Have you ever done something that made time fly without you realizing it? Ever play a game where you felt you spent only an hour, but then realize that four has gone by? Ever play a map where you were so deep into having fun and fighting the opposition that you had no time to criticize the map fully because you were so focused on playing the game that the map was made for?
What is immersion?
I’m glad you asked Jimmy. By the books immersion is the state of being deeply engaged or involved. Immersion is all about giving your players such an enjoyable experience that they don’t pay attention to things that can ruin their day. Whether that experience is having to go to a doctor’s appointment or meeting up with an ex-wife to settle some differences. Immersion ensures that the only thing that matters is what you are doing, not what is going on around you. Arguably that isn’t always a good thing for the player, but it is a sign of success for the designer. It means he did his job. Now it is time to do yours.
Creating a dream
Let’s talk about dreams for a second. In a dream you get the feeling that everything is real. Everything in your dream works together to create a believable experience that gives the illusion of everything being real. Then all of a sudden you notice that something is amiss. Something doesn’t feel right and then you realize that you are dreaming and the whole experience is destroyed now that you have a full realization of what is going on. Typically at this point you wake up. Even if you want to re-immerse yourself into the dream, you can’t because the experience was broken for you. Making a map is very similar to a dream in that you seek to immerse your players into your map and to distract them from everything that shouldn’t matter to lock them into your experience. Once you lose that immersion then it is very difficult to regain it. If your player is busy saying that your map is ugly, then they are obviously not immersed. If your player is asking you where to find the sniper rifle then they are not immersed. And once they lose immersion they start looking for other things and finding more and more problems turning from a player to a critic. And trust me… we hate critics.

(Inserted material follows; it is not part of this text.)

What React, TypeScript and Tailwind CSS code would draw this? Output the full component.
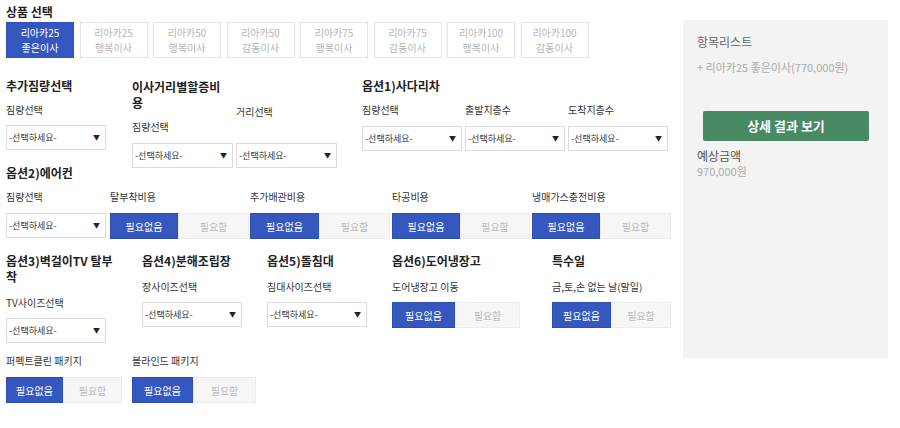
const font = { fontFamily: '"Noto Sans CJK KR", "Noto Sans", sans-serif' };

const products = [
  ["리아카25", "좋은이사"],
  ["리아카25", "행복이사"],
  ["리아카50", "행복이사"],
  ["리아카50", "감동이사"],
  ["리아카75", "행복이사"],
  ["리아카75", "감동이사"],
  ["리아카100", "행복이사"],
  ["리아카100", "감동이사"],
];

const Title = ({ children, className = "" }: { children: React.ReactNode; className?: string }) => (
  <h3 className={`text-[12px] font-bold leading-[14px] text-[#222] ${className}`}>{children}</h3>
);

const Label = ({ children, className = "" }: { children: React.ReactNode; className?: string }) => (
  <div className={`text-[10px] leading-[14px] text-[#333] whitespace-nowrap ${className}`}>{children}</div>
);

const Select = ({ className = "" }: { className?: string }) => (
  <div
    className={`flex h-[25px] w-[100px] items-center justify-between border border-[#dcdcdc] bg-white pl-[2px] pr-[5px] text-[9px] text-[#333] ${className}`}
  >
    <span>-선택하세요-</span>
    <span className="text-[7px] text-[#222]">▼</span>
  </div>
);

const Toggle = ({ on, off, className = "" }: { on: string; off: string; className?: string }) => (
  <div className={`flex h-[26px] ${className}`}>
    <div className={`flex items-center justify-center border border-[#2f4fb0] bg-[#3558c0] text-[10px] text-white ${on}`}>
      필요없음
    </div>
    <div className={`flex items-center justify-center border border-[#ececec] bg-[#f6f6f6] text-[10px] text-[#bbb] ${off}`}>
      필요함
    </div>
  </div>
);

export default function App() {
  return (
    <div className="flex h-[428px] w-[900px] bg-white" style={font}>
      <div className="w-[683px] shrink-0 pl-[6px] pt-[5px]">
        <Title>상품 선택</Title>
        <div className="mt-[3px] flex gap-[5.5px]">
          {products.map(([a, b], i) => (
            <div
              key={i}
              className={`flex h-[36px] w-[68px] flex-col items-center justify-center text-[10px] leading-[15px] ${
                i === 0
                  ? "border border-[#2e4fb3] bg-[#3558c0] text-white"
                  : "border border-[#e2e2e2] bg-white text-[#b5b5b5]"
              }`}
            >
              <span>{a}</span>
              <span>{b}</span>
            </div>
          ))}
        </div>

        {/* row 1 */}
        <div className="mt-[21px] flex h-[87px]">
          <div className="w-[126px]">
            <Title>추가짐량선택</Title>
            <Label className="mt-[10px]">짐량선택</Label>
            <Select className="mt-[8px]" />
          </div>
          <div className="flex w-[230px]">
            <div className="w-[104px]">
              <Title className="leading-[16px]">
                이사거리별할증비
                <br />용
              </Title>
              <Label className="mt-[9px]">짐량선택</Label>
              <Select className="mt-[9px] w-[101px]" />
            </div>
            <div>
              <Label className="mt-[26px]">거리선택</Label>
              <Select className="mt-[24px] w-[101px]" />
            </div>
          </div>
          <div>
            <Title>옵션1)사다리차</Title>
            <div className="flex gap-[3px]">
              {["짐량선택", "출발지층수", "도착지층수"].map((l) => (
                <div key={l} className="w-[100px]">
                  <Label className="mt-[10px]">{l}</Label>
                  <Select className="mt-[9px]" />
                </div>
              ))}
            </div>
          </div>
        </div>

        {/* row 2 */}
        <div>
          <Title>옵션2)에어컨</Title>
          <div className="mt-[10px] flex">
            <div className="w-[104px]">
              <Label>짐량선택</Label>
              <Select className="mt-[9px]" />
            </div>
            <div className="w-[140px]">
              <Label>탈부착비용</Label>
              <Toggle className="mt-[9px] h-[25px]" on="w-[68px]" off="w-[71px]" />
            </div>
            <div className="w-[142px]">
              <Label>추가배관비용</Label>
              <Toggle className="mt-[9px] h-[25px]" on="w-[69px]" off="w-[71px]" />
            </div>
            <div className="w-[140px]">
              <Label>타공비용</Label>
              <Toggle className="mt-[9px] h-[25px]" on="w-[68px]" off="w-[70px]" />
            </div>
            <div className="w-[140px]">
              <Label>냉매가스충전비용</Label>
              <Toggle className="mt-[9px] h-[25px]" on="w-[68px]" off="w-[71px]" />
            </div>
          </div>
        </div>

        {/* row 3 */}
        <div className="mt-[14px] flex">
          <div className="w-[136px]">
            <Title className="leading-[16px]">
              옵션3)벽걸이TV 탈부
              <br />착
            </Title>
            <Label className="mt-[11px]">TV사이즈선택</Label>
            <Select className="mt-[8px]" />
          </div>
          <div className="w-[125px]">
            <Title className="leading-[16px]">옵션4)분해조립장</Title>
            <Label className="mt-[11px]">장사이즈선택</Label>
            <Select className="mt-[8px]" />
          </div>
          <div className="w-[125px]">
            <Title className="leading-[16px]">옵션5)돌침대</Title>
            <Label className="mt-[11px]">침대사이즈선택</Label>
            <Select className="mt-[8px]" />
          </div>
          <div className="w-[160px]">
            <Title className="leading-[16px]">옵션6)도어냉장고</Title>
            <Label className="mt-[11px]">도어냉장고 이동</Label>
            <Toggle className="mt-[8px] h-[25px]" on="w-[63px]" off="w-[65px]" />
          </div>
          <div>
            <Title className="leading-[16px]">특수일</Title>
            <Label className="mt-[11px]">금,토,손 없는 날(말일)</Label>
            <Toggle className="mt-[8px] h-[25px]" on="w-[59px]" off="w-[60px]" />
          </div>
        </div>

        {/* row 4 */}
        <div className="mt-[11px] flex">
          <div className="w-[126px]">
            <Label>퍼펙트클린 패키지</Label>
            <Toggle className="mt-[9px]" on="w-[57px]" off="w-[59px]" />
          </div>
          <div>
            <Label>블라인드 패키지</Label>
            <Toggle className="mt-[9px]" on="w-[61px]" off="w-[63px]" />
          </div>
        </div>
      </div>

      <aside className="mt-[20px] h-[338px] w-[205px] bg-[#f3f3f3] pl-[14px] pt-[13px]">
        <div className="text-[12px] leading-[17px] text-[#666]">항목리스트</div>
        <div className="mt-[10px] text-[11px] leading-[15px] text-[#aaa]">+ 리아카25 좋은이사(770,000원)</div>
        <button className="ml-[6px] mt-[36px] flex h-[30px] w-[166px] items-center justify-center rounded-[2px] bg-[#478a63] text-[13px] font-bold text-white">
          상세 결과 보기
        </button>
        <div className="mt-[7px] text-[12px] leading-[16px] text-[#555]">예상금액</div>
        <div className="text-[11px] leading-[15px] text-[#aaa]">970,000원</div>
      </aside>
    </div>
  );
}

Playing the game, not the map
As a level designer, you have to realize one thing. Your map is only a tool for the game. It is a way to experience the gameplay in a different setting. When players play on a good map they don’t typically talk about how awesome the map was. They talk about how much fun they had destroying the tank across the map. They talk about how they jumped over the wall and snuck up on their friends. They talk about how they worked as a team to capture the flag in those final seconds. When your map is amazing, people don’t talk about your map… they talk about their experiences on the map. And that is what designers should look to achieve. You are not creating a map. You are creating something to give your players an experience to share with their co-workers the next day at work… as they talk about how they forgot their wife’s birthday because they were too busy destroying on said map. That is the power of a designer my friend. Enjoy it.

6 comments:
I would have to say this would be one of the hardest things to achieve in a map. Those who do it are awesome.
Oh and, I can't really tell if the Koth hills are now sequential or not...or maybe I'm doing something wrong. The spawn sequence should determine the koth order, yes?
Sequential hills are broken right now.
Anyway, I like this lesson because it doesn't teach you how to make a map, so much as why you're making the map, what the goal in design is. It's neat.
Also, I've just finished an FFA map (which you tried once as a TS map, but I made a few modifications and labeled it "FFA"), so I hope to test it with you this weekend.
May i suggest an example?
Minesweeper, I get so immersed in that game I could spend hours in it.
I'd like to think that some of my maps do this, but i'm not sure any of them do.
Thanks, Brik. I had thought it was coming out in the latest update; apparently not.
Sounds good brik .We will get to testing your map sometime this weekend hopefully. I can't guarantee it though because we have some old friends coming over for our anniversary this Halloween since they weren't there for our wedding.
And Prod... blood bowl is awesome.
I just got done reading all of these forge lessons over the past couple days, and I think this lesson was the most eye-opening for me. It really culminated this understanding of map design. Finding that balance between all the strategic aspects of path manipulation and managing perspectives and topping it off with fitting aesthetics is what we started off trying to do. And if you achieve that, what you achieve is immersion. Immersion is why video games exist in the first place. So it follows that designers should strive to meet what this lesson describes.